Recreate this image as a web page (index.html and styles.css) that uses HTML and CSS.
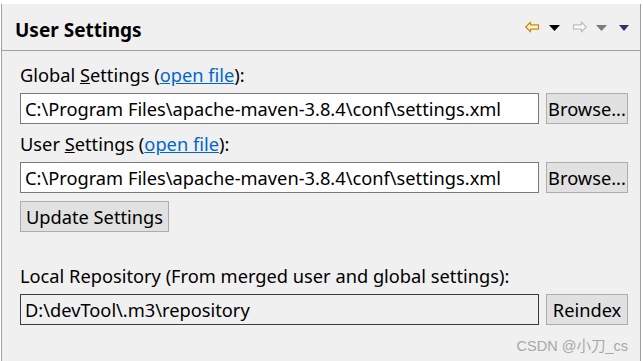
FILE: index.html
```html
<!DOCTYPE html>
<html>
<head>
<meta charset="utf-8">
<link rel="stylesheet" href="styles.css">
</head>
<body>
<div class="frame">
  <div class="header">
    <div class="title">User Settings</div>
    <div class="tools">
      <svg class="arrow" width="15" height="12" viewBox="0 0 15 12"><path d="M0.8 6 L5.5 1.2 L5.5 3.8 L13.5 3.8 L13.5 8.2 L5.5 8.2 L5.5 10.8 Z" fill="#fff3c8" stroke="#c98a14" stroke-width="1.2" stroke-linejoin="round"/></svg>
      <svg class="tri" width="11" height="6" viewBox="0 0 11 6"><path d="M0 0 H11 L5.5 6 Z" fill="#000"/></svg>
      <svg class="arrow gap" width="15" height="12" viewBox="0 0 15 12"><path d="M14.2 6 L9.5 1.2 L9.5 3.8 L1.5 3.8 L1.5 8.2 L9.5 8.2 L9.5 10.8 Z" fill="#fafafa" stroke="#bdbdbd" stroke-width="1.2" stroke-linejoin="round"/></svg>
      <svg class="tri" width="11" height="6" viewBox="0 0 11 6"><path d="M0 0 H11 L5.5 6 Z" fill="#7a7a7a"/></svg>
      <svg class="tri small" width="10" height="6" viewBox="0 0 10 6"><path d="M0 0 H10 L5 6 Z" fill="#3f2a78"/></svg>
    </div>
  </div>
  <div class="content">
    <div class="label">Global <u>S</u>ettings (<a href="#">open file</a>):</div>
    <div class="row">
      <div class="field">C:\Program Files\apache-maven-3.8.4\conf\settings.xml</div>
      <div class="btn">Browse...</div>
    </div>
    <div class="label">User <u>S</u>ettings (<a href="#">open file</a>):</div>
    <div class="row">
      <div class="field">C:\Program Files\apache-maven-3.8.4\conf\settings.xml</div>
      <div class="btn">Browse...</div>
    </div>
    <div class="row update-row">
      <div class="btn update">Update Settings</div>
    </div>
    <div class="label local">Local Repository (From merged user and global settings):</div>
    <div class="row">
      <div class="field readonly">D:\devTool\.m3\repository</div>
      <div class="btn">Reindex</div>
    </div>
    <div class="watermark">CSDN @小刀_cs</div>
  </div>
</div>
</body>
</html>
```
FILE: styles.css
```css
html, body {
  margin: 0;
  padding: 0;
  background: #ffffff;
}
body {
  font-family: "Noto Sans", "Noto Sans CJK SC", sans-serif;
  color: #000;
  width: 643px;
  height: 361px;
  overflow: hidden;
}
.frame {
  margin: 4px 2px 0 1px;
  height: 357px;
  border-left: 1px solid #a0a0a0;
  border-right: 1px solid #a0a0a0;
  background: #f0f0f0;
}
.header {
  height: 46px;
  border-bottom: 1px solid #a0a0a0;
  display: flex;
  align-items: flex-start;
  justify-content: space-between;
}
.title {
  font-weight: bold;
  font-size: 19px;
  padding: 15px 0 0 13px;
  line-height: 22px;
}
.tools {
  display: flex;
  align-items: center;
  padding: 17px 11px 0 0;
}
.tools svg { display: block; }
.arrow { margin-right: 9px; }
.tri { margin-right: 12px; margin-top: 1px; }
.tri.small { margin-right: 0; margin-top: 2px; }
.content {
  padding: 13px 12px 0 18px;
  display: flex;
  flex-direction: column;
  font-size: 18.25px;
}
.label {
  line-height: 22px;
  height: 22px;
  margin-bottom: 7px;
}
.label a { color: #0066cc; }
.label u { text-decoration: underline; }
.row {
  display: flex;
  gap: 7px;
  margin-bottom: 9px;
}
.field {
  flex: 1;
  height: 31px;
  box-sizing: border-box;
  border: 1px solid #7a7a7a;
  background: #fff;
  padding: 0 4px;
  line-height: 29px;
  white-space: nowrap;
  overflow: hidden;
}
.field.readonly {
  background: #f0f0f0;
  border-color: #3c3c3c;
}
.btn {
  width: 82px;
  height: 31px;
  box-sizing: border-box;
  border: 1px solid #adadad;
  background: #e1e1e1;
  text-align: center;
  line-height: 29px;
  white-space: nowrap;
}
.update-row { margin-top: -1px; }
.btn.update {
  width: 149px;
}
.label.local { margin-top: 24px; }
.watermark {
  align-self: flex-end;
  font-family: "Liberation Sans", "Noto Sans CJK SC", sans-serif;
  font-size: 14.5px;
  color: #a8a8a8;
  margin-top: 0;
}
```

--------------------

__Task directions__
Set down all the data again exactly as above, pictures excluded.

__Task answer__
Recreate this image as a web page (index.html and styles.css) that uses HTML and CSS.
FILE: index.html
```html
<!DOCTYPE html>
<html>
<head>
<meta charset="utf-8">
<link rel="stylesheet" href="styles.css">
</head>
<body>
<div class="frame">
  <div class="header">
    <div class="title">User Settings</div>
    <div class="tools">
      <svg class="arrow" width="15" height="12" viewBox="0 0 15 12"><path d="M0.8 6 L5.5 1.2 L5.5 3.8 L13.5 3.8 L13.5 8.2 L5.5 8.2 L5.5 10.8 Z" fill="#fff3c8" stroke="#c98a14" stroke-width="1.2" stroke-linejoin="round"/></svg>
      <svg class="tri" width="11" height="6" viewBox="0 0 11 6"><path d="M0 0 H11 L5.5 6 Z" fill="#000"/></svg>
      <svg class="arrow gap" width="15" height="12" viewBox="0 0 15 12"><path d="M14.2 6 L9.5 1.2 L9.5 3.8 L1.5 3.8 L1.5 8.2 L9.5 8.2 L9.5 10.8 Z" fill="#fafafa" stroke="#bdbdbd" stroke-width="1.2" stroke-linejoin="round"/></svg>
      <svg class="tri" width="11" height="6" viewBox="0 0 11 6"><path d="M0 0 H11 L5.5 6 Z" fill="#7a7a7a"/></svg>
      <svg class="tri small" width="10" height="6" viewBox="0 0 10 6"><path d="M0 0 H10 L5 6 Z" fill="#3f2a78"/></svg>
    </div>
  </div>
  <div class="content">
    <div class="label">Global <u>S</u>ettings (<a href="#">open file</a>):</div>
    <div class="row">
      <div class="field">C:\Program Files\apache-maven-3.8.4\conf\settings.xml</div>
      <div class="btn">Browse...</div>
    </div>
    <div class="label">User <u>S</u>ettings (<a href="#">open file</a>):</div>
    <div class="row">
      <div class="field">C:\Program Files\apache-maven-3.8.4\conf\settings.xml</div>
      <div class="btn">Browse...</div>
    </div>
    <div class="row update-row">
      <div class="btn update">Update Settings</div>
    </div>
    <div class="label local">Local Repository (From merged user and global settings):</div>
    <div class="row">
      <div class="field readonly">D:\devTool\.m3\repository</div>
      <div class="btn">Reindex</div>
    </div>
    <div class="watermark">CSDN @小刀_cs</div>
  </div>
</div>
</body>
</html>
```
FILE: styles.css
```css
html, body {
  margin: 0;
  padding: 0;
  background: #ffffff;
}
body {
  font-family: "Noto Sans", "Noto Sans CJK SC", sans-serif;
  color: #000;
  width: 643px;
  height: 361px;
  overflow: hidden;
}
.frame {
  margin: 4px 2px 0 1px;
  height: 357px;
  border-left: 1px solid #a0a0a0;
  border-right: 1px solid #a0a0a0;
  background: #f0f0f0;
}
.header {
  height: 46px;
  border-bottom: 1px solid #a0a0a0;
  display: flex;
  align-items: flex-start;
  justify-content: space-between;
}
.title {
  font-weight: bold;
  font-size: 19px;
  padding: 15px 0 0 13px;
  line-height: 22px;
}
.tools {
  display: flex;
  align-items: center;
  padding: 17px 11px 0 0;
}
.tools svg { display: block; }
.arrow { margin-right: 9px; }
.tri { margin-right: 12px; margin-top: 1px; }
.tri.small { margin-right: 0; margin-top: 2px; }
.content {
  padding: 13px 12px 0 18px;
  display: flex;
  flex-direction: column;
  font-size: 18.25px;
}
.label {
  line-height: 22px;
  height: 22px;
  margin-bottom: 7px;
}
.label a { color: #0066cc; }
.label u { text-decoration: underline; }
.row {
  display: flex;
  gap: 7px;
  margin-bottom: 9px;
}
.field {
  flex: 1;
  height: 31px;
  box-sizing: border-box;
  border: 1px solid #7a7a7a;
  background: #fff;
  padding: 0 4px;
  line-height: 29px;
  white-space: nowrap;
  overflow: hidden;
}
.field.readonly {
  background: #f0f0f0;
  border-color: #3c3c3c;
}
.btn {
  width: 82px;
  height: 31px;
  box-sizing: border-box;
  border: 1px solid #adadad;
  background: #e1e1e1;
  text-align: center;
  line-height: 29px;
  white-space: nowrap;
}
.update-row { margin-top: -1px; }
.btn.update {
  width: 149px;
}
.label.local { margin-top: 24px; }
.watermark {
  align-self: flex-end;
  font-family: "Liberation Sans", "Noto Sans CJK SC", sans-serif;
  font-size: 14.5px;
  color: #a8a8a8;
  margin-top: 0;
}
```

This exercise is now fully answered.